Now for the thermodynamics. The diode has a biased construction of non random features operating on a group of random processes somewhat similar to thermal diffusion. The second law of thermodynamics does not apply to non random processes, so technically speaking it is not violated.

There is a third law of thermo dynamics that is seldom taught in college, and is not well presented when it is taught to upper level graduate students. The third law covers the mixed systems that have some random processes, and some non random processes. It governs the physics that always allows the diode to have a measurable polarity, no matter how hard you try to short circuit it. A discussion of the third law is given in my response to Mark.

http://www.scientificblogging.com/mark_changizi/%E2%80%9C_evolution_fast_enough%E2%80%9D_how_i_responded

Returning to your example, but with a one way swing gate on nano scale. One side can be hotter than the other, there is no demon to argue about, and no laws are violated.

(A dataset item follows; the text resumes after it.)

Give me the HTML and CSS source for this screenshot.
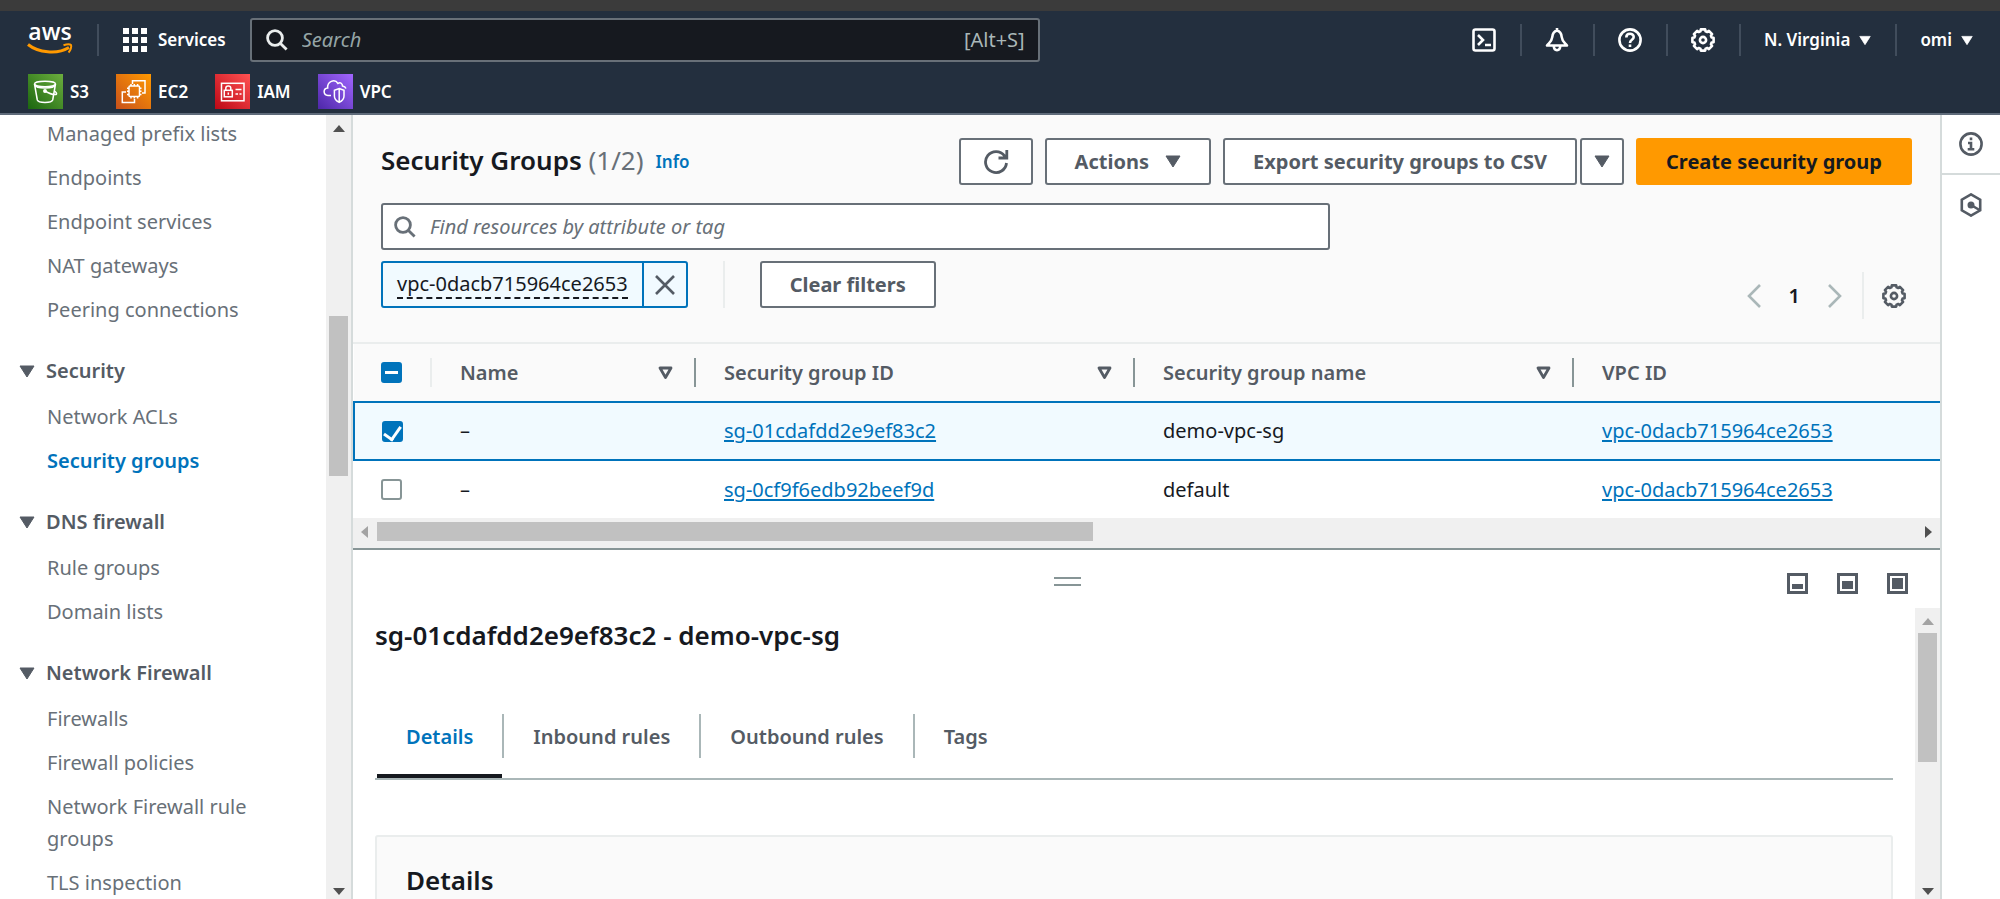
FILE: index.html
```html
<!DOCTYPE html>
<html lang="en">
<head>
<meta charset="utf-8">
<title>Security Groups | VPC Console</title>
<link rel="stylesheet" href="styles.css">
</head>
<body>
<svg class="defs" aria-hidden="true">
  <defs>
    <linearGradient id="g-s3" x1="0" y1="1" x2="1" y2="0"><stop offset="0" stop-color="#1b660f"/><stop offset="1" stop-color="#6cae3e"/></linearGradient>
    <linearGradient id="g-ec2" x1="0" y1="1" x2="1" y2="0"><stop offset="0" stop-color="#c8511b"/><stop offset="1" stop-color="#ff9900"/></linearGradient>
    <linearGradient id="g-iam" x1="0" y1="1" x2="1" y2="0"><stop offset="0" stop-color="#bd0816"/><stop offset="1" stop-color="#ff5252"/></linearGradient>
    <linearGradient id="g-vpc" x1="0" y1="1" x2="1" y2="0"><stop offset="0" stop-color="#4d27a8"/><stop offset="1" stop-color="#a166ff"/></linearGradient>
  </defs>
  <symbol id="gear" viewBox="0 0 24 24">
    <path d="M20.6 9.4 22.6 9.8V14.2L20.6 14.6 19.95 16.2 21.1 17.9 17.9 21.1 16.2 19.95 14.6 20.6 14.2 22.6H9.8L9.4 20.6 7.8 19.95 6.1 21.1 2.9 17.9 4.05 16.2 3.4 14.6 1.4 14.2V9.8L3.4 9.4 4.05 7.8 2.9 6.1 6.1 2.9 7.8 4.05 9.4 3.4 9.8 1.4H14.2L14.6 3.4 16.2 4.05 17.9 2.9 21.1 6.1 19.95 7.8Z" fill="none" stroke="currentColor" stroke-width="2.6" stroke-linejoin="round"/>
    <circle cx="12" cy="12" r="3.1" fill="none" stroke="currentColor" stroke-width="2.6"/>
  </symbol>
  <symbol id="lens" viewBox="0 0 22 22">
    <circle cx="9" cy="9" r="7.4" fill="none" stroke="currentColor" stroke-width="2.8"/>
    <path d="M14.2 14.2 20.6 20.6" stroke="currentColor" stroke-width="2.8"/>
  </symbol>
  <symbol id="caret" viewBox="0 0 16 13"><path d="M1 1H15L8 12Z" fill="currentColor" stroke="currentColor" stroke-linejoin="round"/></symbol>
  <symbol id="sort" viewBox="0 0 15 14"><path d="M2 2H13L7.500 11.500Z" fill="none" stroke="currentColor" stroke-width="2.8" stroke-linejoin="round"/></symbol>
  <symbol id="tri-up" viewBox="0 0 12 7"><path d="M0 7H12L6 0Z" fill="currentColor"/></symbol>
</svg>

<div class="chrome-edge"></div>
<header class="top">
  <div class="top-row">
    <a class="logo" href="#" aria-label="AWS home">
      <svg width="46" height="44" viewBox="0 0 46 44">
        <text x="23" y="22" text-anchor="middle" class="logo-text">aws</text>
        <path d="M1 26.500C11 34.500 30 37 42 29.500" fill="none" stroke="#f90" stroke-width="3"/>
        <path d="M36.500 27.200C40 26 43 26 44 27 44.800 28.500 43.500 32.500 41.500 34.500" fill="none" stroke="#f90" stroke-width="2"/>
      </svg>
    </a>
    <span class="bar"></span>
    <button class="services" type="button">
      <svg width="24" height="24" viewBox="0 0 24 24" fill="#fff"><path d="M0 0h6v6H0zM9 0h6v6H9zM18 0h6v6h-6zM0 9h6v6H0zM9 9h6v6H9zM18 9h6v6h-6zM0 18h6v6H0zM9 18h6v6H9zM18 18h6v6h-6z"/></svg>
      Services
    </button>
    <label class="top-search">
      <svg width="22" height="22" aria-hidden="true"><use href="#lens"/></svg>
      <input type="search" placeholder="Search" aria-label="Search">
      <span>[Alt+S]</span>
    </label>
    <nav class="tools" aria-label="Account">
      <button type="button" aria-label="CloudShell">
        <svg width="24" height="24" viewBox="0 0 24 24" fill="none" stroke="currentColor" stroke-width="2.6"><rect x="1.500" y="1.500" width="21" height="21" rx="2"/><path d="M6 7l5 5-5 5M13 17h6"/></svg>
      </button>
      <button type="button" aria-label="Notifications">
        <svg width="24" height="24" viewBox="0 0 24 24" fill="none" stroke="currentColor" stroke-width="2.600" stroke-linejoin="round"><path d="M12 2.500C8.500 3.500 7.500 6 7.300 9 7 13 4.500 14.500 2 17.500H22C19.500 14.500 17 13 16.700 9 16.500 6 15.500 3.500 12 2.500ZM12 3V0M8.800 18C8.800 23.500 15.200 23.500 15.200 18"/></svg>
      </button>
      <button type="button" aria-label="Help">
        <svg width="24" height="24" viewBox="0 0 24 24" fill="none" stroke="currentColor" stroke-width="2.600"><circle cx="12" cy="12" r="10.600"/><path d="M8.300 9.500C8.300 4.500 15.700 4.800 15.700 9 15.700 12 12 11.500 12 15M12 16.500V19"/></svg>
      </button>
      <button type="button" aria-label="Settings"><svg width="24" height="24"><use href="#gear"/></svg></button>
      <button type="button">N. Virginia <svg width="12" height="11"><use href="#caret"/></svg></button>
      <button type="button">omi <svg width="12" height="11"><use href="#caret"/></svg></button>
    </nav>
  </div>
  <nav class="favs" aria-label="Favorites">
    <a href="#"><svg width="35" height="35" viewBox="0 0 35 35" fill="none" stroke="#fff" stroke-width="1.500"><rect width="35" height="35" fill="url(#g-s3)" stroke="none"/><ellipse cx="17" cy="10" rx="10.500" ry="2.700"/><path d="M6.500 10 9.300 26C10.500 29.300 23.500 29.300 24.700 26L27.500 10M17 17C21 19.500 25 20.800 28 20.500 29.300 20 28 18 26.500 17M7 11C8 15 26 15 27 11"/><circle cx="17" cy="17" r="1.200" fill="#fff"/></svg>S3</a>
    <a href="#"><svg width="35" height="35" viewBox="0 0 35 35" fill="none" stroke="#fff" stroke-width="1.500"><rect width="35" height="35" fill="url(#g-ec2)" stroke="none"/><path d="M16.500 10V6.700H29V19H26M10 18H6.300V28.500H18.500V25"/><rect x="13" y="12" width="10.500" height="10.500" rx="1"/><path d="M15 12V10M18.300 12V10M21.600 12V10M15 24.500V22.500M18.300 24.500V22.500M21.600 24.500V22.500M13 14.200H11M13 17.300H11M13 20.400H11M25.500 14.200H23.500M25.500 17.300H23.500M25.500 20.400H23.500"/></svg>EC2</a>
    <a href="#"><svg width="35" height="35" viewBox="0 0 35 35" fill="none" stroke="#fff" stroke-width="1.500"><rect width="35" height="35" fill="url(#g-iam)" stroke="none"/><rect x="6.500" y="9.300" width="22.500" height="17.500"/><rect x="9.300" y="16.300" width="8" height="6.500"/><path d="M10.800 16V14.200C10.800 11.300 15.800 11.300 15.800 14.200V16M13.300 18.500V20.800M20.500 15.500H26.500M20.500 20H23M24.500 20H26.500"/></svg>IAM</a>
    <a href="#"><svg width="35" height="35" viewBox="0 0 35 35" fill="none" stroke="#fff" stroke-width="1.500"><rect width="35" height="35" fill="url(#g-vpc)" stroke="none"/><path d="M13 21.500H10C5 21 4.800 14.500 9.700 14 9 8 16.500 4 20 9.500 22.500 7.500 24.500 10 24.500 12 26 12.300 27.500 13.200 28 14.500M21.200 14.500 26 16.200V22C26 25 24 27 21.200 28.300 18.400 27 16.400 25 16.400 22V16.200ZM21.200 14.500V28"/></svg>VPC</a>
  </nav>
</header>

<div class="shell">
  <nav class="side" aria-label="VPC">
    <div class="side-list">
      <ul>
        <li><a href="#">Managed prefix lists</a></li>
        <li><a href="#">Endpoints</a></li>
        <li><a href="#">Endpoint services</a></li>
        <li><a href="#">NAT gateways</a></li>
        <li><a href="#">Peering connections</a></li>
      </ul>
      <h3><svg width="16" height="13"><use href="#caret"/></svg>Security</h3>
      <ul>
        <li><a href="#">Network ACLs</a></li>
        <li><a class="current" href="#" aria-current="page">Security groups</a></li>
      </ul>
      <h3><svg width="16" height="13"><use href="#caret"/></svg>DNS firewall</h3>
      <ul>
        <li><a href="#">Rule groups</a></li>
        <li><a href="#">Domain lists</a></li>
      </ul>
      <h3><svg width="16" height="13"><use href="#caret"/></svg>Network Firewall</h3>
      <ul>
        <li><a href="#">Firewalls</a></li>
        <li><a href="#">Firewall policies</a></li>
        <li><a href="#">Network Firewall rule groups</a></li>
        <li><a href="#">TLS inspection</a></li>
      </ul>
    </div>
    <div class="vbar" aria-hidden="true">
      <svg width="12" height="7"><use href="#tri-up"/></svg>
      <div class="track"><i class="before-side"></i><i class="thumb-side"></i></div>
      <svg class="flip" width="12" height="7"><use href="#tri-up"/></svg>
    </div>
  </nav>

  <main class="main">
    <section class="list">
      <div class="list-head">
        <div class="title-row">
          <h1>Security Groups <span>(1/2)</span></h1>
          <a class="info" href="#">Info</a>
          <div class="actions">
            <button class="btn refresh" type="button" aria-label="Refresh"><svg width="26" height="26" viewBox="0 0 26 26" fill="none" stroke="currentColor" stroke-width="2.800"><path d="M23.500 14A10.500 10.500 0 1 1 21.500 6.800L23 8.500M23.800 1V9H15.500"/></svg></button>
            <button class="btn" type="button">Actions <svg width="16" height="13"><use href="#caret"/></svg></button>
            <div class="split">
              <button class="btn" type="button">Export security groups to CSV</button>
              <button class="btn drop" type="button" aria-label="More export options"><svg width="16" height="13"><use href="#caret"/></svg></button>
            </div>
            <button class="btn primary" type="button">Create security group</button>
          </div>
        </div>
        <label class="find">
          <svg width="22" height="22" aria-hidden="true"><use href="#lens"/></svg>
          <input type="search" placeholder="Find resources by attribute or tag" aria-label="Find resources by attribute or tag">
        </label>
        <div class="filter-row">
          <div class="token"><span><b>vpc-0dacb715964ce2653</b></span><button type="button" aria-label="Remove filter"><svg width="20" height="20" viewBox="0 0 20 20" stroke="currentColor" stroke-width="2.600"><path d="M1 1 19 19M19 1 1 19"/></svg></button></div>
          <span class="rule"></span>
          <button class="btn" type="button">Clear filters</button>
          <div class="pager">
            <button type="button" aria-label="Previous page"><svg width="14" height="24" viewBox="0 0 14 24" fill="none" stroke="currentColor" stroke-width="2.600"><path d="M13 1 2 12 13 23"/></svg></button>
            <button class="page" type="button">1</button>
            <button type="button" aria-label="Next page"><svg width="14" height="24" viewBox="0 0 14 24" fill="none" stroke="currentColor" stroke-width="2.600"><path d="M1 1 12 12 1 23"/></svg></button>
            <span class="rule"></span>
            <button class="prefs" type="button" aria-label="Preferences"><svg width="24" height="24"><use href="#gear"/></svg></button>
          </div>
        </div>
      </div>
      <table>
        <colgroup><col class="c-check"><col class="c-name"><col class="c-wide"><col class="c-wide"><col></colgroup>
        <thead>
          <tr>
            <th><input class="some" type="checkbox" aria-label="Select all" aria-checked="mixed"></th>
            <th><div class="th faint">Name <svg width="15" height="14"><use href="#sort"/></svg></div></th>
            <th><div class="th">Security group ID <svg width="15" height="14"><use href="#sort"/></svg></div></th>
            <th><div class="th">Security group name <svg width="15" height="14"><use href="#sort"/></svg></div></th>
            <th><div class="th">VPC ID</div></th>
          </tr>
        </thead>
        <tbody>
          <tr class="picked">
            <td><input type="checkbox" checked aria-label="Select demo-vpc-sg"></td>
            <td>–</td>
            <td><a href="#">sg-01cdafdd2e9ef83c2</a></td>
            <td>demo-vpc-sg</td>
            <td><a href="#">vpc-0dacb715964ce2653</a></td>
          </tr>
          <tr>
            <td><input type="checkbox" aria-label="Select default"></td>
            <td>–</td>
            <td><a href="#">sg-0cf9f6edb92beef9d</a></td>
            <td>default</td>
            <td><a href="#">vpc-0dacb715964ce2653</a></td>
          </tr>
        </tbody>
      </table>
      <div class="hbar" aria-hidden="true">
        <svg class="dim" width="7" height="12" viewBox="0 0 7 12"><path d="M7 0V12L0 6Z" fill="currentColor"/></svg>
        <div class="track"><i></i></div>
        <svg width="7" height="12" viewBox="0 0 7 12"><path d="M0 0V12L7 6Z" fill="currentColor"/></svg>
      </div>
    </section>

    <section class="panel">
      <div class="panel-bar">
        <span class="grip"></span>
        <div class="sizes">
          <button type="button" aria-label="Small panel"><svg width="21" height="21" viewBox="0 0 21 21"><rect x="1.500" y="1.500" width="18" height="18" fill="none" stroke="currentColor" stroke-width="3"/><rect x="5" y="11" width="11" height="5" fill="currentColor"/></svg></button>
          <button type="button" aria-label="Medium panel"><svg width="21" height="21" viewBox="0 0 21 21"><rect x="1.500" y="1.500" width="18" height="18" fill="none" stroke="currentColor" stroke-width="3"/><rect x="5" y="8" width="11" height="8" fill="currentColor"/></svg></button>
          <button type="button" aria-label="Full panel"><svg width="21" height="21" viewBox="0 0 21 21"><rect x="1.500" y="1.500" width="18" height="18" fill="none" stroke="currentColor" stroke-width="3"/><rect x="5" y="5" width="11" height="11" fill="currentColor"/></svg></button>
        </div>
      </div>
      <div class="panel-body">
        <div class="panel-content">
          <h2>sg-01cdafdd2e9ef83c2 - demo-vpc-sg</h2>
          <div class="tabs" role="tablist">
            <button class="on" type="button" role="tab" aria-selected="true">Details</button>
            <button type="button" role="tab">Inbound rules</button>
            <button type="button" role="tab">Outbound rules</button>
            <button type="button" role="tab">Tags</button>
          </div>
          <div class="card"><h2>Details</h2></div>
        </div>
        <div class="vbar" aria-hidden="true">
          <svg class="dim" width="12" height="7"><use href="#tri-up"/></svg>
          <div class="track"><i class="thumb-panel"></i></div>
          <svg class="flip" width="12" height="7"><use href="#tri-up"/></svg>
        </div>
      </div>
    </section>
  </main>

  <aside class="rail">
    <button type="button" aria-label="Info"><svg width="24" height="24" viewBox="0 0 24 24" fill="none" stroke="currentColor" stroke-width="2.600"><circle cx="12" cy="12" r="10.600"/><path d="M12 5.500V8.200M9 11H12V17.200M8.700 17.200H15.300"/></svg></button>
    <button type="button" aria-label="Diagnostics"><svg width="24" height="24" viewBox="0 0 24 24" fill="none" stroke="currentColor" stroke-width="2.600"><path d="M12 1.400 21.200 6.700V17.300L12 22.600 2.800 17.300V6.700Z"/><circle cx="12" cy="12" r="2.200" fill="currentColor"/><path d="M12 12 20.500 17"/></svg></button>
  </aside>
</div>
</body>
</html>
```
FILE: styles.css
```css
* { box-sizing: border-box; }
body {
  margin: 0;
  height: 100vh;
  display: flex;
  flex-direction: column;
  overflow: hidden;
  background: #fff;
  color: #16191f;
  font: 20px/32px "Noto Sans", "Open Sans", sans-serif;
}
button, input { font: inherit; color: inherit; }
button { border: 0; background: none; padding: 0; display: flex; align-items: center; white-space: nowrap; }
h1, h2, h3, ul { margin: 0; padding: 0; list-style: none; }
a { text-decoration: none; color: inherit; }
svg { display: block; flex: none; }
.defs { position: absolute; width: 0; height: 0; }

.chrome-edge { height: 11px; background: #3b3b3b; flex: none; }
.top { flex: none; background: #232f3e; border-bottom: 2px solid #5f6b7a; color: #fff; font-size: 17px; font-weight: 600; }
.top-row { display: flex; align-items: center; padding: 7px 27px 0; }
.logo svg { overflow: visible; }
.logo-text { font: 600 23px/24px "Open Sans", sans-serif; fill: #fff; }
.bar { width: 2px; height: 32px; background: #414d5c; margin-left: 24px; }
.services { gap: 11px; margin-left: 24px; }
.top-search {
  display: flex; align-items: center; flex: 0 0 790px; height: 44px; margin-left: 24px; padding: 0 13px 0 14px;
  background: #16191f; border: 2px solid #687078; border-radius: 3px; color: #eaeded;
}
.top-search input { flex: 1; min-width: 0; margin-left: 14px; border: 0; padding: 0; background: none; outline: none; font-size: 20px; font-weight: 400; }
.top-search input::placeholder { color: #95a5a6; font-style: italic; opacity: 1; }
.top-search span { color: #aab7b8; font-size: 20px; font-weight: 400; }
.tools { display: flex; margin-left: auto; }
.tools button { height: 32px; gap: 9px; padding: 0 24px 0 23px; border-left: 2px solid #414d5c; }
.tools button:first-child { border: 0; }
.tools button:last-child { padding-right: 0; }
.favs { display: flex; gap: 27px; padding: 12px 28px 4px; }
.favs a { display: flex; align-items: center; gap: 7px; }

.shell { flex: 1; min-height: 0; display: flex; color: #545b64; }
.side { flex: 0 0 353px; display: flex; border-right: 2px solid #d5dbdb; }
.side-list { flex: 1; min-width: 0; overflow: hidden; padding: 3px 60px 0 19px; }
.side li { padding-left: 28px; margin-bottom: 12px; color: #687078; }
.side h3 { display: flex; align-items: center; gap: 11px; margin: 29px 0 14px; font-size: 20px; font-weight: 600; }
.side .current { color: #0073bb; font-weight: 600; }
.vbar { flex: 0 0 25px; display: flex; flex-direction: column; align-items: center; padding: 10px 0 4px; background: #f0f0f0; color: #505050; }
.vbar .track { flex: 1; width: 19px; margin: 8px 0; display: flex; flex-direction: column; }
.track i { display: block; background: #c1c1c1; }
.track .before-side { height: 176px; background: none; }
.thumb-side { height: 160px; }
.thumb-panel { height: 129px; }
.flip { transform: rotate(180deg); }
.dim { color: #a3a3a3; }

.main { flex: 1; min-width: 0; display: flex; flex-direction: column; }
.list-head { padding: 23px 28px 34px; background: #fafafa; border-bottom: 2px solid #eaeded; }
.title-row { display: flex; align-items: flex-start; }
h1, h2 { color: #16191f; font-size: 26px; font-weight: 600; }
.title-row h1 { line-height: 44px; }
h1 span { color: #687078; font-weight: 400; }
.info { margin: 8px 0 0 12px; color: #0073bb; font-size: 17px; font-weight: 600; }
.actions { display: flex; gap: 12px; margin-left: auto; }
.split { display: flex; gap: 3px; }
.btn { height: 47px; padding: 0 28px; gap: 16px; background: #fff; border: 2px solid #687078; border-radius: 3px; color: #545b64; font-weight: 700; }
.actions .btn.refresh { padding: 0 22px; }
.actions .btn.drop { padding: 0 12px; }
.actions .btn.primary { background: #f90; border-color: #f90; color: #16191f; }
.find { display: flex; align-items: center; width: 62%; height: 47px; margin: 18px 0 11px; padding: 0 11px; background: #fff; border: 2px solid #687078; border-radius: 3px; color: #687078; }
.find input { flex: 1; border: 0; padding: 0; margin-left: 14px; outline: none; background: none; }
.find input::placeholder { color: #687078; font-style: italic; opacity: 1; }
.filter-row { display: flex; align-items: flex-start; height: 47px; }
.token { display: flex; align-items: stretch; height: 47px; background: #f1faff; border: 2px solid #0073bb; border-radius: 3px; color: #16191f; }
.token span { display: flex; align-items: center; padding: 0 14px; }
.token b { font-weight: 400; line-height: 26px; border-bottom: 2px dashed #16191f; }
.token button { padding: 0 11px; border-left: 2px solid #0073bb; color: #545b64; }
.rule { width: 2px; height: 47px; background: #eaeded; }
.token + .rule { margin: 0 35px; }
.pager { display: flex; align-items: center; margin: 11px 6px 0 auto; height: 47px; color: #aab7b8; }
.pager .page { margin: 0 28px; color: #16191f; font-weight: 600; }
.pager .rule { margin: 0 18px 0 20px; }
.pager .prefs { color: #545b64; }

table { width: 100%; table-layout: fixed; border-collapse: collapse; background: #fff; color: #16191f; }
.c-check { width: 76px; }
.c-name { width: 264px; }
.c-wide { width: 439px; }
th, td { height: 58px; padding: 0 0 0 30px; text-align: left; }
th { padding: 0; background: #fafafa; color: #545b64; font-weight: 600; }
th:first-child, td:first-child { padding-left: 27px; }
.th { display: flex; align-items: center; justify-content: space-between; height: 29px; padding: 0 21px 0 28px; border-left: 2px solid #879596; }
.faint { border-color: #eaeded; }
td a { color: #0073bb; text-decoration: underline; text-underline-offset: 2px; }
.picked td { background: #f1faff; border: solid #0073bb; border-width: 2px 0; }
.picked td:first-child { border-left-width: 2px; }
input[type="checkbox"] { appearance: none; display: grid; place-items: center; width: 21px; height: 21px; margin: 0; background: #fff; border: 2px solid #879596; border-radius: 3px; }
input[type="checkbox"]:checked, input[type="checkbox"].some { background: #0073bb; border-color: #0073bb; }
input.some::before { content: ""; width: 13px; height: 3px; background: #fff; }
input:checked::before { content: ""; width: 8px; height: 14px; margin-bottom: 4px; border: solid #fff; border-width: 0 3px 3px 0; transform: rotate(35deg); }

.hbar { display: flex; align-items: center; height: 30px; padding: 0 8px 3px 8px; background: #f0f0f0; color: #505050; }
.hbar .track { flex: 1; margin: 0 9px; }
.hbar i { width: 46.5%; height: 19px; }
.panel { flex: 1; min-height: 0; display: flex; flex-direction: column; border-top: 2px solid #879596; background: #fff; }
.panel-bar { display: grid; grid-template-columns: 45fr auto 55fr; align-items: center; height: 58px; padding: 12px 32px 0 24px; }
.grip { grid-column: 2; width: 27px; height: 9px; margin-bottom: 8px; border: solid #879596; border-width: 2px 0; }
.sizes { display: flex; gap: 29px; justify-self: end; padding-bottom: 3px; color: #545b64; }
.panel-body { flex: 1; min-height: 0; display: flex; }
.panel-content { flex: 1; min-width: 0; overflow: hidden; padding: 11px 22px 0 22px; }
.tabs { display: flex; align-items: flex-start; margin-top: 63px; padding-left: 2px; border-bottom: 2px solid #aab7b8; }
.tabs button { height: 64px; padding: 0 29px 15px; border-bottom: 4px solid transparent; color: #545b64; font-weight: 600; position: relative; }
.tabs button + button { padding-left: 31px; }
.tabs button + button::before { content: ""; position: absolute; left: 0; top: 0; height: 44px; border-left: 2px solid #aab7b8; }
.tabs button.on { color: #0073bb; border-color: #16191f; }
.card { margin-top: 55px; height: 200px; padding: 27px 29px; background: #fafafa; border: 2px solid #eaeded; border-radius: 3px 3px 0 0; }

.rail { flex: 0 0 60px; border-left: 2px solid #d5dbdb; }
.rail button { width: 100%; height: 60px; justify-content: center; }
.rail button:first-child { border-bottom: 2px solid #d5dbdb; }
```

A word for the unconvinced is an example of a parabolic reflector focusing radiant heat to a small hot spot like a demonstration that is routinely done for children. The data is published and the well known physics is widely accepted. Energy has been transported from a lower temperature to a higher temperature with no work being done on it and no other energy being discharged to a lower temperature reservoir. No laws were violated, because the second law does not apply. The shape of the reflector introduces an non random feature that is governed by the third law.

A final word for those who still haven't got the message is an example of a reflective surface that is always cooler than a non reflective surface because of differences in radiation. Even if the two surfaces are connected back to back such that heat flows between them, the reflective side is always a tiny bit cooler than the non reflective side.

Once again there is a non random feature, and you already know the rest of the story.